• **DATA PROVIDED**:

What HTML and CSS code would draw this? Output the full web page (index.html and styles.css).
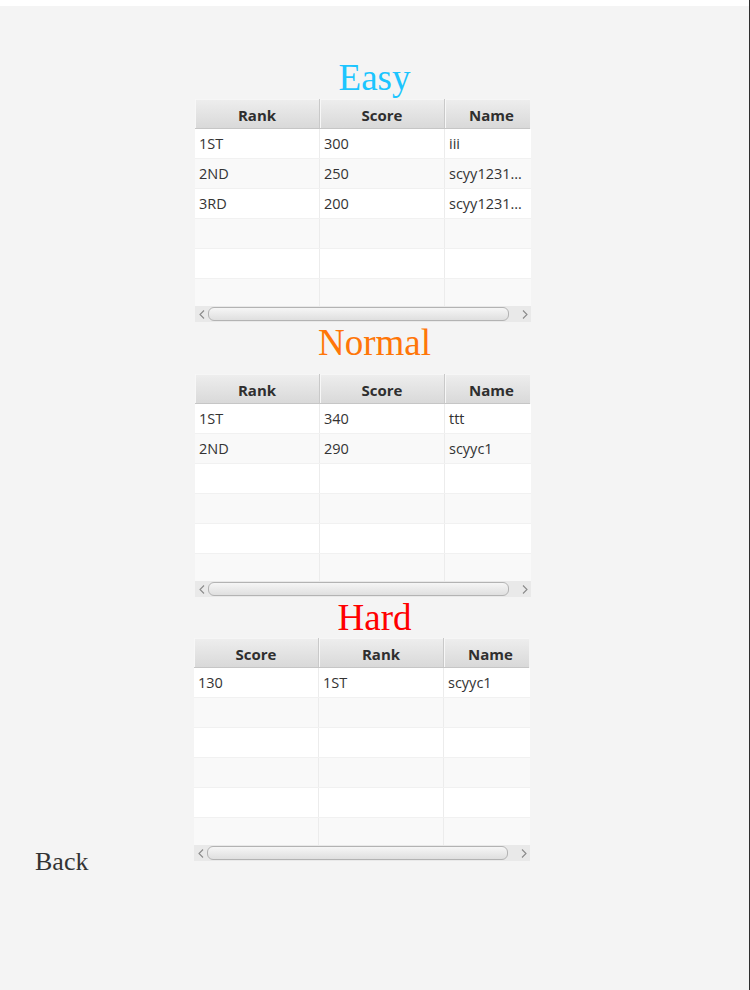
FILE: index.html
```html
<!DOCTYPE html>
<html lang="en">
<head>
<meta charset="utf-8">
<title>Leaderboard</title>
<link rel="stylesheet" href="styles.css">
</head>
<body>
<div class="app">
  <div class="topbar"></div>
  <main class="board">
    <section class="level level-easy">
      <h2 class="title easy">Easy</h2>
      <div class="row">
        <div class="side"></div>
        <div class="table">
          <div class="thead"><div class="th">Rank</div><div class="th">Score</div><div class="th">Name</div></div>
          <div class="tbody">
            <div class="tr"><div class="td">1ST</div><div class="td">300</div><div class="td">iii</div></div>
            <div class="tr"><div class="td">2ND</div><div class="td">250</div><div class="td">scyy1231…</div></div>
            <div class="tr"><div class="td">3RD</div><div class="td">200</div><div class="td">scyy1231…</div></div>
            <div class="tr"><div class="td"></div><div class="td"></div><div class="td"></div></div>
            <div class="tr"><div class="td"></div><div class="td"></div><div class="td"></div></div>
            <div class="tr"><div class="td"></div><div class="td"></div><div class="td"></div></div>
          </div>
          <div class="hscroll">
            <span class="btn"><svg width="6" height="9" viewBox="0 0 6 9"><path d="M5 0.5 L1 4.5 L5 8.5" fill="none" stroke="#8a8a8a" stroke-width="1.1"/></svg></span>
            <span class="track"><span class="thumb"></span></span>
            <span class="btn"><svg width="6" height="9" viewBox="0 0 6 9"><path d="M1 0.5 L5 4.5 L1 8.5" fill="none" stroke="#8a8a8a" stroke-width="1.1"/></svg></span>
          </div>
        </div>
      </div>
    </section>

    <section class="level level-normal">
      <h2 class="title normal">Normal</h2>
      <div class="row">
        <div class="side"></div>
        <div class="table">
          <div class="thead"><div class="th">Rank</div><div class="th">Score</div><div class="th">Name</div></div>
          <div class="tbody">
            <div class="tr"><div class="td">1ST</div><div class="td">340</div><div class="td">ttt</div></div>
            <div class="tr"><div class="td">2ND</div><div class="td">290</div><div class="td">scyyc1</div></div>
            <div class="tr"><div class="td"></div><div class="td"></div><div class="td"></div></div>
            <div class="tr"><div class="td"></div><div class="td"></div><div class="td"></div></div>
            <div class="tr"><div class="td"></div><div class="td"></div><div class="td"></div></div>
            <div class="tr"><div class="td"></div><div class="td"></div><div class="td"></div></div>
          </div>
          <div class="hscroll">
            <span class="btn"><svg width="6" height="9" viewBox="0 0 6 9"><path d="M5 0.5 L1 4.5 L5 8.5" fill="none" stroke="#8a8a8a" stroke-width="1.1"/></svg></span>
            <span class="track"><span class="thumb"></span></span>
            <span class="btn"><svg width="6" height="9" viewBox="0 0 6 9"><path d="M1 0.5 L5 4.5 L1 8.5" fill="none" stroke="#8a8a8a" stroke-width="1.1"/></svg></span>
          </div>
        </div>
      </div>
    </section>

    <section class="level level-hard">
      <h2 class="title hard">Hard</h2>
      <div class="row">
        <div class="side side-back"><a class="back" href="#">Back</a></div>
        <div class="table">
          <div class="thead"><div class="th">Score</div><div class="th">Rank</div><div class="th">Name</div></div>
          <div class="tbody">
            <div class="tr"><div class="td">130</div><div class="td">1ST</div><div class="td">scyyc1</div></div>
            <div class="tr"><div class="td"></div><div class="td"></div><div class="td"></div></div>
            <div class="tr"><div class="td"></div><div class="td"></div><div class="td"></div></div>
            <div class="tr"><div class="td"></div><div class="td"></div><div class="td"></div></div>
            <div class="tr"><div class="td"></div><div class="td"></div><div class="td"></div></div>
            <div class="tr"><div class="td"></div><div class="td"></div><div class="td"></div></div>
          </div>
          <div class="hscroll">
            <span class="btn"><svg width="6" height="9" viewBox="0 0 6 9"><path d="M5 0.5 L1 4.5 L5 8.5" fill="none" stroke="#8a8a8a" stroke-width="1.1"/></svg></span>
            <span class="track"><span class="thumb"></span></span>
            <span class="btn"><svg width="6" height="9" viewBox="0 0 6 9"><path d="M1 0.5 L5 4.5 L1 8.5" fill="none" stroke="#8a8a8a" stroke-width="1.1"/></svg></span>
          </div>
        </div>
      </div>
    </section>
  </main>
</div>
</body>
</html>
```

FILE: styles.css
```css
* { box-sizing: border-box; }

html, body {
  margin: 0;
  padding: 0;
  background: #f4f4f4;
}

.app {
  width: 750px;
  height: 990px;
  background: #f4f4f4;
  border-right: 1px solid #2e2e2e;
  overflow: hidden;
}

.topbar {
  height: 6px;
  background: #ffffff;
}

.board {
  display: flex;
  flex-direction: column;
  padding-top: 52px;
}

.title {
  margin: 0;
  height: 40px;
  line-height: 40px;
  text-align: center;
  font-family: "Liberation Serif", "Times New Roman", serif;
  font-weight: normal;
  font-size: 37px;
}

.title.easy { color: #1cc5ff; margin-bottom: 1px; }
.title.normal { color: #ff7608; margin-top: 1px; margin-bottom: 11px; }
.title.hard { color: #ff0000; margin-top: 1px; margin-bottom: 0; }

.row {
  display: flex;
  align-items: flex-start;
}

.side {
  width: 195px;
  flex: none;
}

.side-back {
  width: 194px;
  padding-top: 209px;
  padding-left: 35px;
}

.back {
  display: block;
  font-family: "Liberation Serif", "Times New Roman", serif;
  font-size: 26px;
  line-height: 30px;
  color: #333333;
  text-decoration: none;
}

.table {
  width: 336px;
  height: 223px;
  display: flex;
  flex-direction: column;
  overflow: hidden;
  font-family: "Open Sans", "Noto Sans", sans-serif;
  font-size: 14.5px;
  color: #333333;
}

.thead {
  display: grid;
  grid-template-columns: 125px 125px 94px;
  width: 335px;
  height: 30px;
  flex: none;
  overflow: hidden;
  background: linear-gradient(#eeeeee, #d9d9d9);
  border-bottom: 1px solid #c6c6c6;
}

.th {
  display: flex;
  align-items: center;
  justify-content: center;
  padding-top: 3px;
  font-size: 15px;
  font-weight: 700;
  color: #2f2f2f;
  border-right: 1px solid #c9c9c9;
  box-shadow: inset 1px 0 0 #f7f7f7, inset 0 1px 0 #f6f6f6;
}

.th:last-child { border-right: 1px solid #d0d0d0; }

.tbody {
  height: 177px;
  flex: none;
  overflow: hidden;
}

.tr {
  display: grid;
  grid-template-columns: 125px 125px 86px;
  height: 30px;
  background: #ffffff;
  border-bottom: 1px solid #f1f1f1;
}

.tr:nth-child(even) { background: #f9f9f9; }

.td {
  display: flex;
  align-items: center;
  padding-left: 4px;
  border-right: 1px solid #ececec;
  white-space: nowrap;
  overflow: hidden;
}

.td:last-child { border-right: none; }

.hscroll {
  height: 16px;
  flex: none;
  display: flex;
  align-items: stretch;
  background: #e9e9e9;
}

.btn {
  width: 13px;
  flex: none;
  display: flex;
  align-items: center;
  justify-content: center;
}

.track {
  flex: 1;
  display: flex;
  align-items: center;
}

.thumb {
  width: 301px;
  height: 14px;
  border: 1px solid #b3b3b3;
  border-radius: 6px;
  background: linear-gradient(#f6f6f6, #dfdfdf);
}
```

• **TASK**:
In this exercise, set down all of the data exactly, without the pictures.

• **ANSWER BELOW**:
What HTML and CSS code would draw this? Output the full web page (index.html and styles.css).
FILE: index.html
```html
<!DOCTYPE html>
<html lang="en">
<head>
<meta charset="utf-8">
<title>Leaderboard</title>
<link rel="stylesheet" href="styles.css">
</head>
<body>
<div class="app">
  <div class="topbar"></div>
  <main class="board">
    <section class="level level-easy">
      <h2 class="title easy">Easy</h2>
      <div class="row">
        <div class="side"></div>
        <div class="table">
          <div class="thead"><div class="th">Rank</div><div class="th">Score</div><div class="th">Name</div></div>
          <div class="tbody">
            <div class="tr"><div class="td">1ST</div><div class="td">300</div><div class="td">iii</div></div>
            <div class="tr"><div class="td">2ND</div><div class="td">250</div><div class="td">scyy1231…</div></div>
            <div class="tr"><div class="td">3RD</div><div class="td">200</div><div class="td">scyy1231…</div></div>
            <div class="tr"><div class="td"></div><div class="td"></div><div class="td"></div></div>
            <div class="tr"><div class="td"></div><div class="td"></div><div class="td"></div></div>
            <div class="tr"><div class="td"></div><div class="td"></div><div class="td"></div></div>
          </div>
          <div class="hscroll">
            <span class="btn"><svg width="6" height="9" viewBox="0 0 6 9"><path d="M5 0.5 L1 4.5 L5 8.5" fill="none" stroke="#8a8a8a" stroke-width="1.1"/></svg></span>
            <span class="track"><span class="thumb"></span></span>
            <span class="btn"><svg width="6" height="9" viewBox="0 0 6 9"><path d="M1 0.5 L5 4.5 L1 8.5" fill="none" stroke="#8a8a8a" stroke-width="1.1"/></svg></span>
          </div>
        </div>
      </div>
    </section>

    <section class="level level-normal">
      <h2 class="title normal">Normal</h2>
      <div class="row">
        <div class="side"></div>
        <div class="table">
          <div class="thead"><div class="th">Rank</div><div class="th">Score</div><div class="th">Name</div></div>
          <div class="tbody">
            <div class="tr"><div class="td">1ST</div><div class="td">340</div><div class="td">ttt</div></div>
            <div class="tr"><div class="td">2ND</div><div class="td">290</div><div class="td">scyyc1</div></div>
            <div class="tr"><div class="td"></div><div class="td"></div><div class="td"></div></div>
            <div class="tr"><div class="td"></div><div class="td"></div><div class="td"></div></div>
            <div class="tr"><div class="td"></div><div class="td"></div><div class="td"></div></div>
            <div class="tr"><div class="td"></div><div class="td"></div><div class="td"></div></div>
          </div>
          <div class="hscroll">
            <span class="btn"><svg width="6" height="9" viewBox="0 0 6 9"><path d="M5 0.5 L1 4.5 L5 8.5" fill="none" stroke="#8a8a8a" stroke-width="1.1"/></svg></span>
            <span class="track"><span class="thumb"></span></span>
            <span class="btn"><svg width="6" height="9" viewBox="0 0 6 9"><path d="M1 0.5 L5 4.5 L1 8.5" fill="none" stroke="#8a8a8a" stroke-width="1.1"/></svg></span>
          </div>
        </div>
      </div>
    </section>

    <section class="level level-hard">
      <h2 class="title hard">Hard</h2>
      <div class="row">
        <div class="side side-back"><a class="back" href="#">Back</a></div>
        <div class="table">
          <div class="thead"><div class="th">Score</div><div class="th">Rank</div><div class="th">Name</div></div>
          <div class="tbody">
            <div class="tr"><div class="td">130</div><div class="td">1ST</div><div class="td">scyyc1</div></div>
            <div class="tr"><div class="td"></div><div class="td"></div><div class="td"></div></div>
            <div class="tr"><div class="td"></div><div class="td"></div><div class="td"></div></div>
            <div class="tr"><div class="td"></div><div class="td"></div><div class="td"></div></div>
            <div class="tr"><div class="td"></div><div class="td"></div><div class="td"></div></div>
            <div class="tr"><div class="td"></div><div class="td"></div><div class="td"></div></div>
          </div>
          <div class="hscroll">
            <span class="btn"><svg width="6" height="9" viewBox="0 0 6 9"><path d="M5 0.5 L1 4.5 L5 8.5" fill="none" stroke="#8a8a8a" stroke-width="1.1"/></svg></span>
            <span class="track"><span class="thumb"></span></span>
            <span class="btn"><svg width="6" height="9" viewBox="0 0 6 9"><path d="M1 0.5 L5 4.5 L1 8.5" fill="none" stroke="#8a8a8a" stroke-width="1.1"/></svg></span>
          </div>
        </div>
      </div>
    </section>
  </main>
</div>
</body>
</html>
```

FILE: styles.css
```css
* { box-sizing: border-box; }

html, body {
  margin: 0;
  padding: 0;
  background: #f4f4f4;
}

.app {
  width: 750px;
  height: 990px;
  background: #f4f4f4;
  border-right: 1px solid #2e2e2e;
  overflow: hidden;
}

.topbar {
  height: 6px;
  background: #ffffff;
}

.board {
  display: flex;
  flex-direction: column;
  padding-top: 52px;
}

.title {
  margin: 0;
  height: 40px;
  line-height: 40px;
  text-align: center;
  font-family: "Liberation Serif", "Times New Roman", serif;
  font-weight: normal;
  font-size: 37px;
}

.title.easy { color: #1cc5ff; margin-bottom: 1px; }
.title.normal { color: #ff7608; margin-top: 1px; margin-bottom: 11px; }
.title.hard { color: #ff0000; margin-top: 1px; margin-bottom: 0; }

.row {
  display: flex;
  align-items: flex-start;
}

.side {
  width: 195px;
  flex: none;
}

.side-back {
  width: 194px;
  padding-top: 209px;
  padding-left: 35px;
}

.back {
  display: block;
  font-family: "Liberation Serif", "Times New Roman", serif;
  font-size: 26px;
  line-height: 30px;
  color: #333333;
  text-decoration: none;
}

.table {
  width: 336px;
  height: 223px;
  display: flex;
  flex-direction: column;
  overflow: hidden;
  font-family: "Open Sans", "Noto Sans", sans-serif;
  font-size: 14.5px;
  color: #333333;
}

.thead {
  display: grid;
  grid-template-columns: 125px 125px 94px;
  width: 335px;
  height: 30px;
  flex: none;
  overflow: hidden;
  background: linear-gradient(#eeeeee, #d9d9d9);
  border-bottom: 1px solid #c6c6c6;
}

.th {
  display: flex;
  align-items: center;
  justify-content: center;
  padding-top: 3px;
  font-size: 15px;
  font-weight: 700;
  color: #2f2f2f;
  border-right: 1px solid #c9c9c9;
  box-shadow: inset 1px 0 0 #f7f7f7, inset 0 1px 0 #f6f6f6;
}

.th:last-child { border-right: 1px solid #d0d0d0; }

.tbody {
  height: 177px;
  flex: none;
  overflow: hidden;
}

.tr {
  display: grid;
  grid-template-columns: 125px 125px 86px;
  height: 30px;
  background: #ffffff;
  border-bottom: 1px solid #f1f1f1;
}

.tr:nth-child(even) { background: #f9f9f9; }

.td {
  display: flex;
  align-items: center;
  padding-left: 4px;
  border-right: 1px solid #ececec;
  white-space: nowrap;
  overflow: hidden;
}

.td:last-child { border-right: none; }

.hscroll {
  height: 16px;
  flex: none;
  display: flex;
  align-items: stretch;
  background: #e9e9e9;
}

.btn {
  width: 13px;
  flex: none;
  display: flex;
  align-items: center;
  justify-content: center;
}

.track {
  flex: 1;
  display: flex;
  align-items: center;
}

.thumb {
  width: 301px;
  height: 14px;
  border: 1px solid #b3b3b3;
  border-radius: 6px;
  background: linear-gradient(#f6f6f6, #dfdfdf);
}
```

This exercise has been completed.